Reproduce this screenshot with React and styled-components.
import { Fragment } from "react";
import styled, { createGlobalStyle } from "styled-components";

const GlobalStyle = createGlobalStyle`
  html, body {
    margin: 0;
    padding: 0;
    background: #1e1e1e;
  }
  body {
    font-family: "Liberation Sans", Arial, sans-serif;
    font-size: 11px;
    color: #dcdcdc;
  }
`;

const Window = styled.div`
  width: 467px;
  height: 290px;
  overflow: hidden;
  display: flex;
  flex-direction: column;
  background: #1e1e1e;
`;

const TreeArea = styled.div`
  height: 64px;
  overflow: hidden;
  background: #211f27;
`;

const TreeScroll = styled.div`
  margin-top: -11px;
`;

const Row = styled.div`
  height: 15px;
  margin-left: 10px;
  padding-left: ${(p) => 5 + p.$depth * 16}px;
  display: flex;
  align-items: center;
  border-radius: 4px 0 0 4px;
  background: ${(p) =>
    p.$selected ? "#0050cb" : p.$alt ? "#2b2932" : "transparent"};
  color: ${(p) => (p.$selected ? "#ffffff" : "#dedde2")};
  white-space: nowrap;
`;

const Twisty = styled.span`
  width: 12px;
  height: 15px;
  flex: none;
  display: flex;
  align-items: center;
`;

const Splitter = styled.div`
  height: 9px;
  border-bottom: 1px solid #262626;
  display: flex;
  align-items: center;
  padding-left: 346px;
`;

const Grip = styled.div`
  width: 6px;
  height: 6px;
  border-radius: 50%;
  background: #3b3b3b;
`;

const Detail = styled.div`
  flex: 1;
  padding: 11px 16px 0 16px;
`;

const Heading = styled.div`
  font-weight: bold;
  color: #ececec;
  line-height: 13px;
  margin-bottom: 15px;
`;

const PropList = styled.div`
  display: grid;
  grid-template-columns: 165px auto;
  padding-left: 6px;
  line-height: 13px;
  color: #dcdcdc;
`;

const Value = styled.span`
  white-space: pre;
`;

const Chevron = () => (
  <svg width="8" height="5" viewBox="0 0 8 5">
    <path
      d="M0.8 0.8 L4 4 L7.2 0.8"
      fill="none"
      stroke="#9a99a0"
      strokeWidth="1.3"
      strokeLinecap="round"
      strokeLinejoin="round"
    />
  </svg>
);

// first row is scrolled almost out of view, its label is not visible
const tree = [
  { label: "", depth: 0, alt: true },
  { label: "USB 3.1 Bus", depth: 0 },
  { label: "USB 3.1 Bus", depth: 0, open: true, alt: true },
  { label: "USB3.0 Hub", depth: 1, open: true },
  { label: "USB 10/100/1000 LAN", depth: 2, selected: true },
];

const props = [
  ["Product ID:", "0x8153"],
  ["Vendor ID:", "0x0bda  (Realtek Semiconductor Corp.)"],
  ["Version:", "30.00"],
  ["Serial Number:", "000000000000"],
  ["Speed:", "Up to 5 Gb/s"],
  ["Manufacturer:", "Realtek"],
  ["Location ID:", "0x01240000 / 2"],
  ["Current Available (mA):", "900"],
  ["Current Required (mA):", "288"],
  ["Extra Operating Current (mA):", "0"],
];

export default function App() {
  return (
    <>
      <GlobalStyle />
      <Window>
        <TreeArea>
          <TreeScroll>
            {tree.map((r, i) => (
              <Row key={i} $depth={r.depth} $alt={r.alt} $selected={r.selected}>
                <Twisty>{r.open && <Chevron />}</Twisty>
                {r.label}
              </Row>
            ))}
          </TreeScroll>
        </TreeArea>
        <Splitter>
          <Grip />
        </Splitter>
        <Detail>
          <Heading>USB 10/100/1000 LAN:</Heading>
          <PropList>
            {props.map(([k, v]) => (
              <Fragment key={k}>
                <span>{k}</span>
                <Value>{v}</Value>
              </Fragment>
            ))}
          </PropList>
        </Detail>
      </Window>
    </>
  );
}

> _EXERCISE GOAL_: Lines containing the string "components" are to be selected and copied.

> _CORRECT RESULT_:
Reproduce this screenshot with React and styled-components.
import styled, { createGlobalStyle } from "styled-components";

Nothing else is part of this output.